My favorite t-shirt to this day is a Chef t-shirt I got at a conference.
Those slogans are now going to be stuck in my brain forever, so I've got to hand it to them (no one realised it did this before they got it).
American Express had brought a limited supply of fidget spinners, and they were in extremely high demand. I was unable to secure one of my own.
PayPal had the best cache of stuff. They had this earphone holder that was designed like a fishbone. You were supposed to wrap the cord around the "ribs". Then I also picked up a shirt that said on the back "report phishing attempts to phishing@paypal.com".
I wore the shirt in public and a woman accosted me at a bus stop. She asked me if I worked for PayPal, which I denied. Then she told me anyway about some dispute she had. I decided to stop wearing the shirt and other swag that wasn't directly related to me.
Years later, I was working as a nurse on a medical floor. I had a realization that I was filling out an IV med label for Avelox with an Avelox-branded pen.

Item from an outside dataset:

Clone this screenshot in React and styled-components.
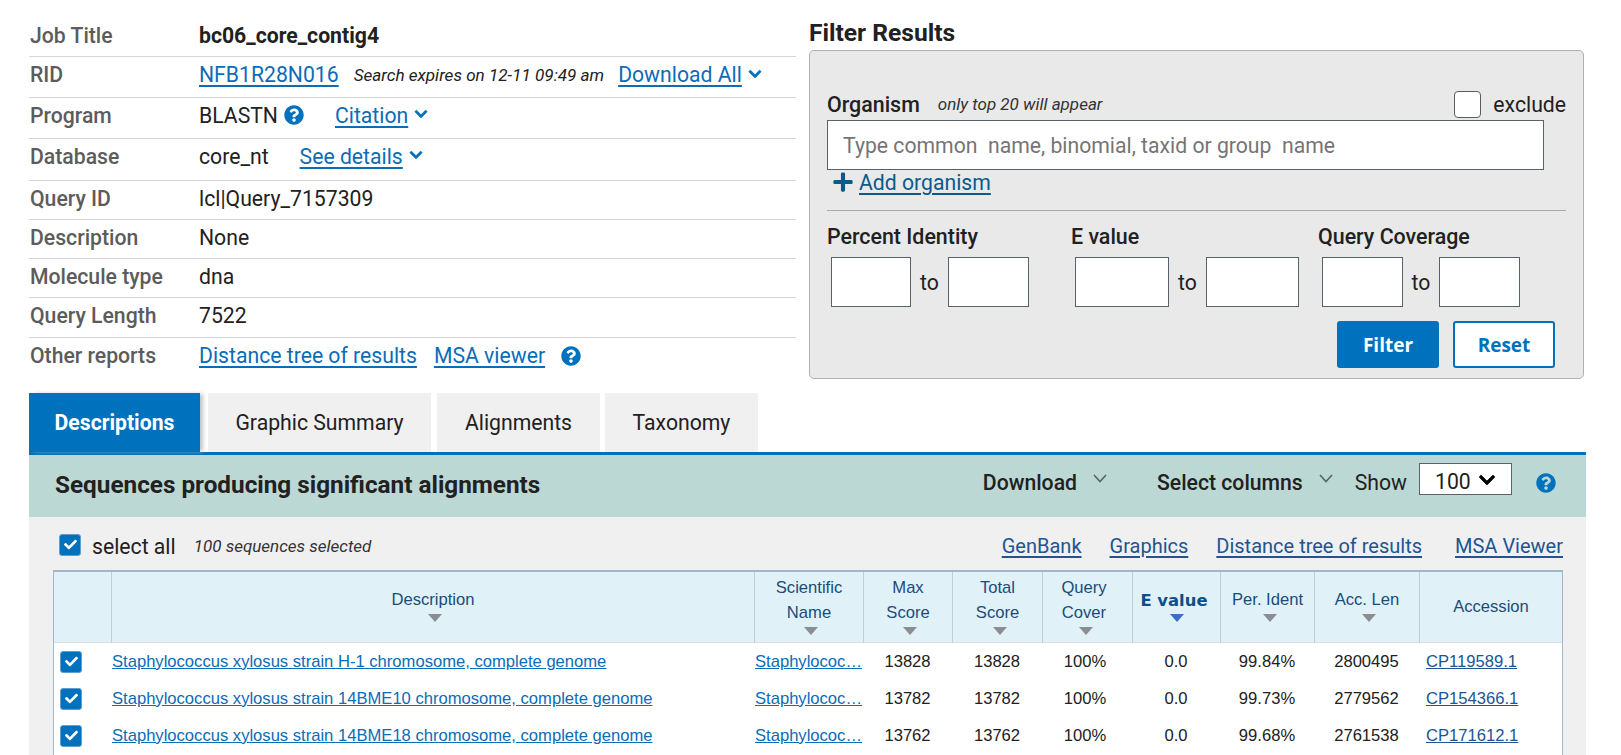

more on topic though. You know the there are branded children's book right?
Example: https://www.amazon.com/Ms-Brand-Counting-Book/dp/0881068543
I've also brought home so much garbage, that was fun to play with for a couple minutes but either broke or had no lasting interest. If you're in charge of choosing swag, please think about whether it has any lasting value. It does say something about your company's values and follow-through.
I get that others like them, it's just not for me.
I don't know the story behind this or how many were actually printed, but Microsoft seems to have tried it:
https://archive.org/details/mommybook
We're all digital serfs anyway, enslaved by subscriptions and work for hire - might as well get something back for it.
Anyway: for the first two weeks it starts with eating only potatoes. No butter, no sour cream, no fat. Then other foods get added in.
Here's the giveaway part: he would go to show business parties and say to people, "Would you like a potato?" He claims a lot of people would say, "A potato? Sure!"
https://www.amazon.com/Presto-Pounds-Disappear-Other-Magical...
Really anything that is handy for business travelers is going to land well with a lot of people at conferences.
I used to take these but no longer do, since I don’t want to risk any shenanigans anywhere in the supply chain.
Otherwise, stress balls and bouncy balls are always a hit to bring home and give to the kids.
It was by far the oddest giveaway at that conference. The 13th pen just doesn't yield any reaction at all. The tongues were a bit of a conversation starter.